*What you should do*. In the data below, locate each line with the word "screenshot" and list it.

*Entries provided*.

((

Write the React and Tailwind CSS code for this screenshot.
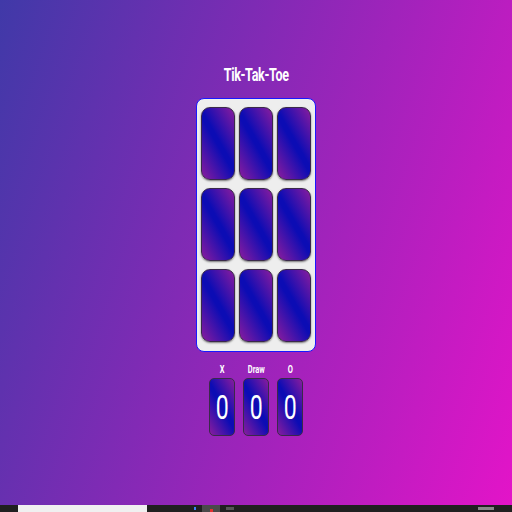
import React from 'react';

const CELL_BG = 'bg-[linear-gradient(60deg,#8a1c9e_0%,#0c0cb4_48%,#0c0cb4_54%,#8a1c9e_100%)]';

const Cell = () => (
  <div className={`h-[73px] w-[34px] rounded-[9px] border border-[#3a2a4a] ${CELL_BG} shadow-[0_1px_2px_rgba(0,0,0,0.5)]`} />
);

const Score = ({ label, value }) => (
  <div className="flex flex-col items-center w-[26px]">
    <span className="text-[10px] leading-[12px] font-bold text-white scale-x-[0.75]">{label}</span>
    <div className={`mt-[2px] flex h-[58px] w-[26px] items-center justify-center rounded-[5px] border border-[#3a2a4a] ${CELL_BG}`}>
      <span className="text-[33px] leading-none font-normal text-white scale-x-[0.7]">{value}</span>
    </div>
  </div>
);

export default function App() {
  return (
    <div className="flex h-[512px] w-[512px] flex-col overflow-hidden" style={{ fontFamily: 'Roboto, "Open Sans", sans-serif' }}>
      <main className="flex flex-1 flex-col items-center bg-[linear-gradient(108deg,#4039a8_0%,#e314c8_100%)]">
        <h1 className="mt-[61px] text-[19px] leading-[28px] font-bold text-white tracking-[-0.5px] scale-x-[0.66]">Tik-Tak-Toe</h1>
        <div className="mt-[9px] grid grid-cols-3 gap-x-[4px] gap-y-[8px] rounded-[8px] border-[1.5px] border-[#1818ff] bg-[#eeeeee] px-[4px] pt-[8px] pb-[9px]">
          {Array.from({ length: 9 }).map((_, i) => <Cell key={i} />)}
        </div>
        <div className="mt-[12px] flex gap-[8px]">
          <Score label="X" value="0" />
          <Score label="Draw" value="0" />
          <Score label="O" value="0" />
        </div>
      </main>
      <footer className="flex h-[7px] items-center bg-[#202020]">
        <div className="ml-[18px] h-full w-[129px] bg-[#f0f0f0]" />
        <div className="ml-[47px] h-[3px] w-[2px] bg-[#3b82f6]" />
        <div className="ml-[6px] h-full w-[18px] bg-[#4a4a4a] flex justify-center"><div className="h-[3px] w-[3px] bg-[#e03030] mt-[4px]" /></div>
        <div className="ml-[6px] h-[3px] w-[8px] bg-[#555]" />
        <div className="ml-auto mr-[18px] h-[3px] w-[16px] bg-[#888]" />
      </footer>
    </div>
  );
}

))
((

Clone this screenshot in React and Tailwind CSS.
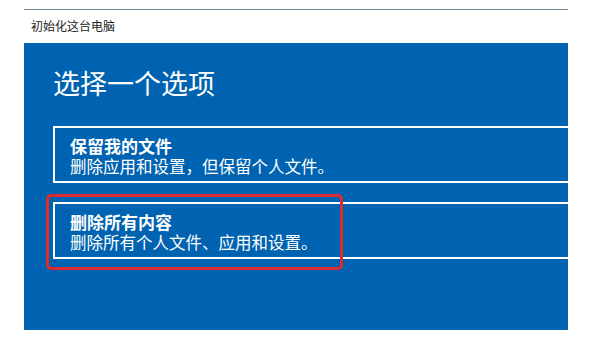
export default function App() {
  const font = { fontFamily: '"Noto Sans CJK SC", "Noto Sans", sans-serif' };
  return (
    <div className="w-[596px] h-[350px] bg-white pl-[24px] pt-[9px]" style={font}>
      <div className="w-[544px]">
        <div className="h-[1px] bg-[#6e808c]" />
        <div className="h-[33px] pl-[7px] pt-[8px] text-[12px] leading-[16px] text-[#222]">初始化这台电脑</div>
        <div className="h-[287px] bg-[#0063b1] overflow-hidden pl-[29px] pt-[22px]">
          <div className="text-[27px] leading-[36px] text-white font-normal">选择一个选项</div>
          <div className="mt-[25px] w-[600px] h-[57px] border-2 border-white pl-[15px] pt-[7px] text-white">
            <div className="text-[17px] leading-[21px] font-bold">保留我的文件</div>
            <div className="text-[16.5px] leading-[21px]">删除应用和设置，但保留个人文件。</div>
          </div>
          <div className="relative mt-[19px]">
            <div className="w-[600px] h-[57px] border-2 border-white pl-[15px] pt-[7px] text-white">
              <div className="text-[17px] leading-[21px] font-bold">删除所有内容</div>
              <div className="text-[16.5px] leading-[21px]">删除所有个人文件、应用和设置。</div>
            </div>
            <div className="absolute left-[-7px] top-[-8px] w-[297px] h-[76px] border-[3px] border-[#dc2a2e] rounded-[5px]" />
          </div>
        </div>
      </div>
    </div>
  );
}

))
((

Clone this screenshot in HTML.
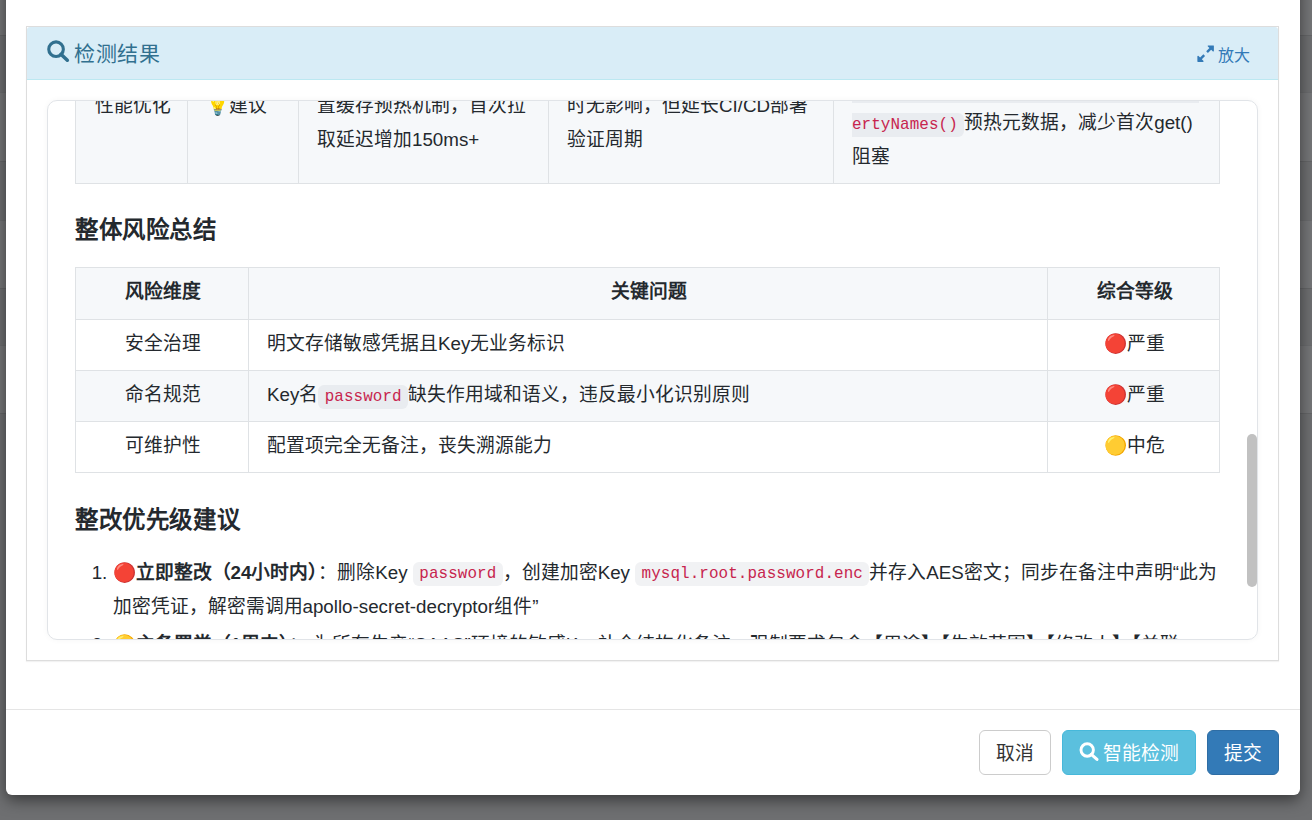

))

*Solution for this problem*.
Write the React and Tailwind CSS code for this screenshot.
Clone this screenshot in React and Tailwind CSS.
Clone this screenshot in HTML.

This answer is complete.